Compulsory ATO certificate required from 1 July 2017 to prove sellers are not foreign investors.

On 9 May 2017, the Government announced changes to the foreign resident capital gains withholding (FRCGW) rate and threshold. The changes will apply to contracts entered into on or after 1 July 2017:

  • for real property disposals where the contract price is $750,000 and above (currently $2,000,000);
  • the foreign resident capital gains withholding tax rate will be 12.5% (currently 10%).

The existing threshold and rate will apply for any contracts that are entered into or before 1 July 2017, even if they are not due to settle until after 1 July 2017.

Background

Broadly, where a foreign resident disposes of certain taxable Australian property, the purchaser is required to withhold an amount from the purchase price (see note below) and pay that amount to the Australian Taxation Office (ATO).

Note: the legislation specifies that the withholding is actually on the “first element of the cost base”. However, as purchase price is understood by vendors and purchasers, and in many instances will equate with the “first element of the cost base”, we have used the term purchase price for simplicity.

Legislation and supporting material

The Treasury Laws Amendment (Foreign Resident Capital Gains Withholding Payments) Act 2017 received Royal Assent on 22 June 2017.

For transactions entered into from 1 July 2017, the threshold and rate as stated in this Act will apply.

For transactions prior to 1 July 2017 the threshold and rate as stated in Tax and Superannuation Laws Amendment (2015 Measures No. 6) Act 2016 will apply.

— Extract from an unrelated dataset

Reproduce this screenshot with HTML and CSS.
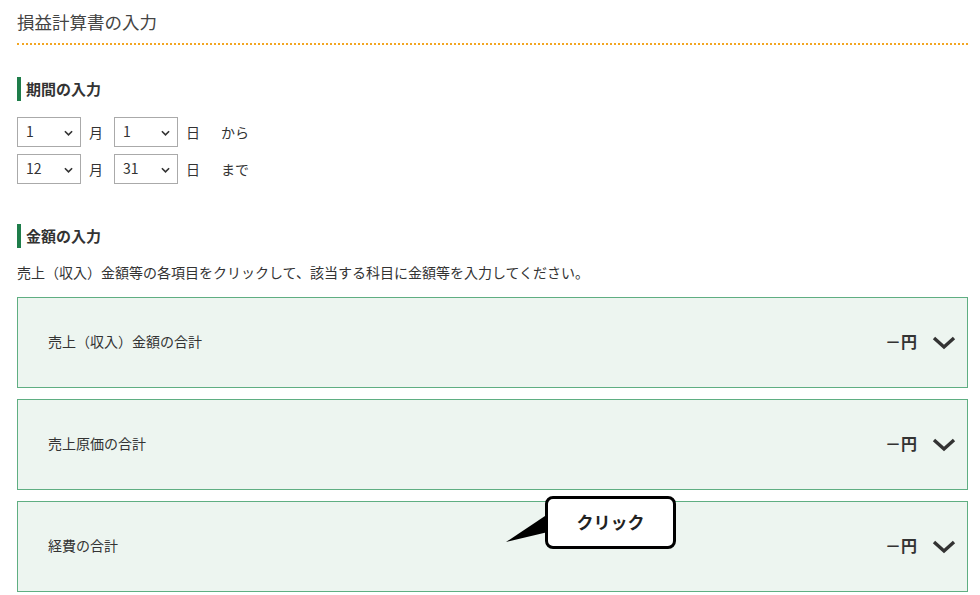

Information on the application of the foreign resident capital gains withholding tax is available on the ATO website and via the following links Capital gains withholding: Impacts on foreign and Australian residents.

Home owners will be required to obtain a clearance certificate before they sell on property sales of $750,000 or more to prove they are not a foreign investor.

Changes announced in this year’s Federal Budget to the foreign resident capital gains tax lowered the property threshold but increased the withholding rate to 12.5% on $750,000 plus properties.

It’s important to note that these changes present increased risks and potentially impact on sellers, buyers and advisors.

Under the changed law, vendors of real estate with a value of $750,000 or more are now required to obtain a residency clearance certificate from the Australian Taxation Office (ATO) to avoid a compulsory 12.5% withholding tax from the sale price.

Failure to withhold results in a 12.5% liability on the purchaser at settlement if a valid clearance certificate is not held by them at that time. On a minimum sale price of $750,000 that amounts to $93,750 payable to the ATO.

Under the changes, all Australian sellers are deemed foreign investors by the ATO until proven otherwise.

The foreign resident capital gains withholding tax nationally was originally introduced on 1 July last year and was initially imposed on real estate valued at $2,000,000 or more.

The primary purpose of the tax is to ensure foreign residents pay capital gains tax on Australian property transactions.

Sellers are encouraged to apply for a clearance certificate as soon as they think of selling as the lodgement process can take anywhere from 3 days to 6 weeks.

As a buyer, the onus is on you to make sure a residency clearance certificate has been provided by the vendor on settlement.